Si algo es cierto en la Venezuela actual, es que Nicolás Maduro ha venido quemando sus naves de manera acelerada en estos últimos tres años y que, por lo tanto, el único posible camino por recorrer, la sola salida que le queda, es la de hacerle pecho a la revolución, acentuando su cariz socialista y, por qué no, comunista, término éste, que ya Hugo Chávez había deslizado en alguna de sus peroratas ante los medios o bien en alguno de esos interminables domingos protagonizados por «Aló Presidente».
El único plan posible para este régimen desde que Maduro es Presidente, no ha sido otro que hacer lo mismo que hacía Chávez, pero con más intensidad, sin intervalos, y poniendo el énfasis en la amenaza y en la provocación. Desde el año pasado, primero en abril, desde el fuerte Tiuna, frente a los militares, y después en agosto, desde el Panteón Nacional, frente a los líderes del denominado “poder comunal”, Maduro viene proclamando la radicalización de la revolución contra el sabotaje económico, por la dignidad y por el pueblo.
Las consecuencias de esta política anticapitalista y antiempresa, que posteriormente se bautizó como guerra económica, fueron la mayor inflación de la historia de este país, así como una escasez de alimentos y medicinas, que en la práctica se ha convertido en racionamiento. Esto último, sin necesidad de implementar el “papachip” o una cartilla a la cubana, tal como ya lo había anunciado Chávez en más de una ocasión, la última en el 2010, bajo el disimulado nombre de «cédula del buen vivir» para comprar «lo justo y necesario”.

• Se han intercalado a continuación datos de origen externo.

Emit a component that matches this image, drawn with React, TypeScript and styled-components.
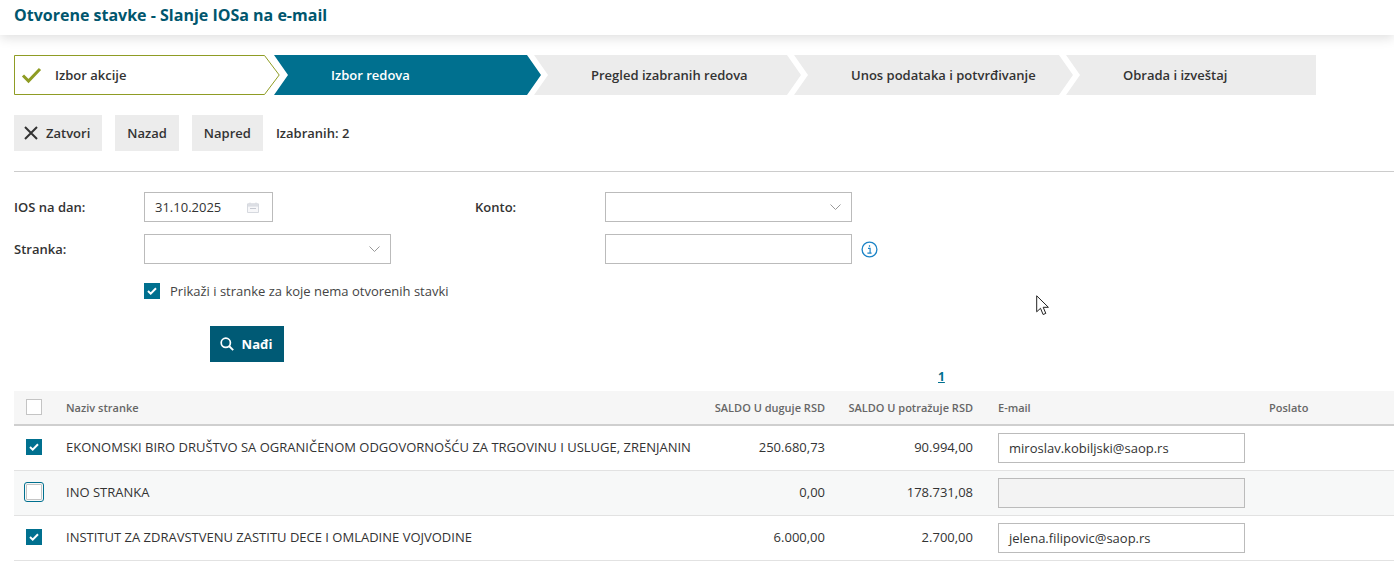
import React from "react";
import styled, { createGlobalStyle } from "styled-components";

const Global = createGlobalStyle`
  html, body { margin: 0; padding: 0; background: #fff; }
  body { font-family: "Open Sans", "Liberation Sans", sans-serif; font-size: 13px; color: #333; width: 1394px; height: 562px; overflow: hidden; }
  * { box-sizing: border-box; }
`;

const Page = styled.div`position: relative; width: 1394px; height: 562px; overflow: hidden;`;
const Header = styled.header`
  height: 35px; background: #fff; box-shadow: 0 3px 12px rgba(0,0,0,.13); padding: 5px 0 0 14px;
  font-size: 16px; line-height: 20px; font-weight: 700; color: #00566e;
`;
const Stepper = styled.div`display: flex; margin: 20px 0 0 14px; height: 40px;`;
const Step = styled.div<{ $w: number; $bg: string; $color: string }>`
  width: ${p => p.$w}px; height: 40px; margin-left: -7px; padding-left: 57px; background: ${p => p.$bg};
  color: ${p => p.$color}; font-weight: 600; line-height: 40px; font-size: 13px; white-space: nowrap;
  clip-path: polygon(0 0, calc(100% - 14px) 0, 100% 50%, calc(100% - 14px) 100%, 0 100%, 14px 50%);
`;
const ActiveStep = styled(Step)`margin-left: -6px;`;
const LastStep = styled(Step)`clip-path: polygon(0 0, 100% 0, 100% 100%, 0 100%, 14px 50%);`;
const FirstStep = styled.div`
  position: relative; width: 266px; height: 40px; padding-left: 41px; line-height: 40px; font-weight: 600; color: #333;
  svg { position: absolute; left: 0; top: 0; }
  span { position: relative; }
`;
const Toolbar = styled.div`display: flex; align-items: center; gap: 13px; margin: 20px 0 0 14px; height: 36px;`;
const Btn = styled.button`
  height: 36px; padding: 0 12px; background: #ececec; border: 0; color: #333; font: 600 13px "Open Sans", sans-serif;
  display: flex; align-items: center; gap: 8px;
`;
const CloseBtn = styled(Btn)`padding-left: 10px;`;
const Selected = styled.span`font-weight: 600; color: #333;`;
const Divider = styled.div`height: 1px; background: #ccc; margin: 20px 0 0 14px;`;
const Form = styled.div`
  display: grid; grid-template-columns: 130px 331px 130px 1fr; grid-auto-rows: 30px; row-gap: 12px; margin: 20px 0 0 14px; align-items: center;
`;
const Label = styled.label`font-weight: 600; color: #333;`;
const Field = styled.div<{ $w: number; $bg?: string }>`
  width: ${p => p.$w}px; height: 30px; border: 1px solid #bbb; background: ${p => p.$bg ?? "#fff"}; display: flex; align-items: center;
  justify-content: space-between; padding: 0 10px; color: #333; font-size: 13px;
`;
const WithInfo = styled.div`display: flex; align-items: center; gap: 9px;`;
const CheckRow = styled.div`display: flex; align-items: center; gap: 10px; margin: 19px 0 0 144px; height: 16px; color: #444;`;
const Box = styled.span<{ $on?: boolean; $focus?: boolean }>`
  position: relative; width: 16px; height: 16px; flex: none; display: inline-flex; align-items: center; justify-content: center;
  background: ${p => p.$on ? "#00708f" : "#fff"}; border: ${p => p.$on ? "0" : "1px solid #c4c4c4"};
  ${p => p.$focus ? "outline: 1px solid #00708f; outline-offset: 1px; border-radius: 1px;" : ""}
`;
const FindBtn = styled.button`
  margin: 27px 0 0 210px; width: 74px; height: 36px; background: #005a75; border: 0; color: #fff; font: 700 13px "Open Sans", sans-serif;
  display: flex; align-items: center; justify-content: center; gap: 8px; padding: 0 2px 0 0;
`;
const Pager = styled.div`
  height: 29px; padding: 6px 0 0 938px; font-weight: 700; font-size: 12px; line-height: 18px; color: #00708f; text-decoration: underline;
`;
const Table = styled.div`margin-left: 14px;`;
const Row = styled.div<{ $bg?: string; $h: number; $line: string; $lh?: number }>`
  display: grid; grid-template-columns: 52px 629px 130px 148px 296px 1fr; align-items: center;
  height: ${p => p.$h}px; background: ${p => p.$bg ?? "#fff"}; border-bottom: ${p => p.$lh ?? 1}px solid ${p => p.$line};
`;
const HeadCell = styled.div<{ $right?: boolean; $pad?: number }>`
  font-size: 11px; font-weight: 600; color: #666; white-space: nowrap; text-align: ${p => p.$right ? "right" : "left"}; padding-left: ${p => p.$pad ?? 0}px;
`;
const Cell = styled.div<{ $right?: boolean }>`
  font-size: 13px; line-height: 18px; margin-bottom: 2px; color: #333; white-space: nowrap; text-align: ${p => p.$right ? "right" : "left"};
`;
const EmailCell = styled.div`padding-left: 25px;`;
const BoxCell = styled.div`padding-left: 12px; display: flex; margin-bottom: 2px;`;
const Cursor = styled.svg`position: absolute; left: 1036px; top: 295px;`;

const Tick = () => (
  <svg width="10" height="8" viewBox="0 0 10 8"><path d="M1 4l2.7 2.6L9 1.2" fill="none" stroke="#fff" strokeWidth="2" /></svg>
);
const Chevron = () => (
  <svg width="11" height="6" viewBox="0 0 11 6"><path d="M.5.5l5 5 5-5" fill="none" stroke="#999" strokeWidth="1" /></svg>
);

export default function App() {
  return (
    <Page>
      <Global />
      <Header>Otvorene stavke - Slanje IOSa na e-mail</Header>
      <Stepper>
        <FirstStep>
          <svg width="266" height="40" viewBox="0 0 266 40">
            <path d="M.5.5H250.5L265.2 20 250.5 39.5H.5Z" fill="#fff" stroke="#8f9c24" />
            <path d="M9 20.5l5.5 5.5L26 14" fill="none" stroke="#8f9c24" strokeWidth="3" />
          </svg>
          <span>Izbor akcije</span>
        </FirstStep>
        <ActiveStep $w={267} $bg="#00708f" $color="#fff">Izbor redova</ActiveStep>
        <Step $w={267} $bg="#ececec" $color="#333">Pregled izabranih redova</Step>
        <Step $w={279} $bg="#ececec" $color="#333">Unos podataka i potvrđivanje</Step>
        <LastStep $w={250} $bg="#ececec" $color="#333">Obrada i izveštaj</LastStep>
      </Stepper>
      <Toolbar>
        <CloseBtn>
          <svg width="14" height="14" viewBox="0 0 14 14"><path d="M1 1l12 12M13 1L1 13" stroke="#333" strokeWidth="2" /></svg>
          Zatvori
        </CloseBtn>
        <Btn>Nazad</Btn>
        <Btn>Napred</Btn>
        <Selected>Izabranih: 2</Selected>
      </Toolbar>
      <Divider />
      <Form>
        <Label>IOS na dan:</Label>
        <Field $w={129}>
          31.10.2025
          <svg width="12" height="11" viewBox="0 0 12 11" style={{ marginRight: 3 }}>
            <path d="M.5 2h11v8.5H.5z" fill="#f7f7f9" stroke="#d6d9df" /><path d="M.5 2h11v2H.5zM3 .5V2M9 .5V2" fill="#e2e4e9" stroke="#d6d9df" /><path d="M3 6.5h6" stroke="#c6c9d1" />
          </svg>
        </Field>
        <Label>Konto:</Label>
        <Field $w={247}><span /><Chevron /></Field>
        <Label>Stranka:</Label>
        <Field $w={247}><span /><Chevron /></Field>
        <span />
        <WithInfo>
          <Field $w={247} />
          <svg width="17" height="17" viewBox="0 0 17 17">
            <circle cx="8.5" cy="8.5" r="7.4" fill="none" stroke="#1b83c6" strokeWidth="1.3" />
            <path d="M7 7.3h2.1V12M6.4 12.2h4.2M8.5 4.2v1.6" fill="none" stroke="#1b83c6" strokeWidth="1.2" />
          </svg>
        </WithInfo>
      </Form>
      <CheckRow><Box $on><Tick /></Box>Prikaži i stranke za koje nema otvorenih stavki</CheckRow>
      <FindBtn>
        <svg width="14" height="14" viewBox="0 0 14 14"><circle cx="5.8" cy="5.8" r="4.6" fill="none" stroke="#fff" strokeWidth="1.7" /><path d="M9 9l4.2 4.2" stroke="#fff" strokeWidth="1.9" /></svg>
        Nađi
      </FindBtn>
      <Pager>1</Pager>
      <Table>
        <Row $h={35} $bg="#f6f6f6" $line="#cfcfcf" $lh={2}>
          <BoxCell><Box /></BoxCell>
          <HeadCell>Naziv stranke</HeadCell>
          <HeadCell $right>SALDO U duguje RSD</HeadCell>
          <HeadCell $right>SALDO U potražuje RSD</HeadCell>
          <HeadCell $pad={25}>E-mail</HeadCell>
          <HeadCell>Poslato</HeadCell>
        </Row>
        <Row $h={45} $line="#e2e2e2">
          <BoxCell><Box $on><Tick /></Box></BoxCell>
          <Cell>EKONOMSKI BIRO DRUŠTVO SA OGRANIČENOM ODGOVORNOŠĆU ZA TRGOVINU I USLUGE, ZRENJANIN</Cell>
          <Cell $right>250.680,73</Cell>
          <Cell $right>90.994,00</Cell>
          <EmailCell><Field $w={247}>miroslav.kobiljski@saop.rs</Field></EmailCell>
          <span />
        </Row>
        <Row $h={45} $bg="#f7f8f8" $line="#e2e2e2">
          <BoxCell><Box $focus /></BoxCell>
          <Cell>INO STRANKA</Cell>
          <Cell $right>0,00</Cell>
          <Cell $right>178.731,08</Cell>
          <EmailCell><Field $w={247} $bg="#f3f3f3" /></EmailCell>
          <span />
        </Row>
        <Row $h={45} $line="#e2e2e2">
          <BoxCell><Box $on><Tick /></Box></BoxCell>
          <Cell>INSTITUT ZA ZDRAVSTVENU ZASTITU DECE I OMLADINE VOJVODINE</Cell>
          <Cell $right>6.000,00</Cell>
          <Cell $right>2.700,00</Cell>
          <EmailCell><Field $w={247}>jelena.filipovic@saop.rs</Field></EmailCell>
          <span />
        </Row>
      </Table>
      <Cursor width="13" height="21" viewBox="0 0 13 21"><path d="M.7.8v16l3.8-3.5 2.6 6.2 2.7-1.1-2.6-6.1h5.2Z" fill="#fff" stroke="#222" strokeWidth="1" /></Cursor>
    </Page>
  );
}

Pero la radicalización de la revolución, tuvo un percance con la pérdida de la Asamblea Nacional en diciembre pasado. Por primera vez en diecisiete años, la revolución chavista gobernaría sin tener el control absoluto de todos los poderes. Así que en esta oportunidad, la radicalización se convirtió en guerra institucional, por lo que en vez de aceptarse la responsabilidad funcional y el papel que cumple el Poder Legislativo en el marco de la Constitución, se optó por desconocerlo, tratando de anular su rol legislativo a través del Tribunal Supremo de Justicia e ignorando sus actuaciones en materia de investigación y control político con desacatos frecuentes a sus llamamientos y notificaciones.
La profundización de la crisis social, económica y moral que vive el país en su totalidad, no es más que el nefasto resultado de la persistente huida hacia adelante de Maduro y su régimen, sin mirar atrás, como no sea para buscar que hizo Chávez en una situación similar. Pero lamentablemente, no se puede encontrar allí una situación igual a esta, pues mientras Chávez dosificó la implementación de las medidas socialistas en el tiempo de acuerdo a la conveniencia política del momento, Maduro utilizó toda la pólvora que le quedaba. Incluso la de irrespetar la Constitución Bolivariana y las instituciones sin ningún tipo de disimulo o recato, pues lo único que le faltaría en la gama de ilegalidades cometidas hasta ahora, sería decretar o sentenciar el cierre de la Asamblea Nacional pasándole por encima a la soberanía popular. Un pueblo o soberano, por cierto, al que por otra parte, tiene entretenido en colas denigrantes, a la espera de alimentos.
De modo que lo único que cabe esperar en circunstancias como las actuales de gravedad extrema, donde los estallido sociales como saqueos a camiones o tiendas, son cada vez más frecuentes, es una manifestación de violencia o explosión social generalizada. Algo a lo que la gente teme, sin que sea posible esperar una compunción del gobierno o un paso atrás.
Y no se trata de un error rectificable con un cambio de políticas, sino más bien de algo preconcebido, diseñado desde hace tiempo. La gente en la calle tiene la impresión de que el señor Maduro está creando las condiciones, con esa perenne huida hacia adelante, para una salida; no a la crisis, obviamente, sino a su gobierno, que le permitiría aparecer en medio de ese estallido social, como víctima de un golpe orquestado por la oposición.
El único imponderable hasta ahora, no obstante el tamaño de la crisis y del tiempo que lleva, es que pareciera que no hay quien lo ayude.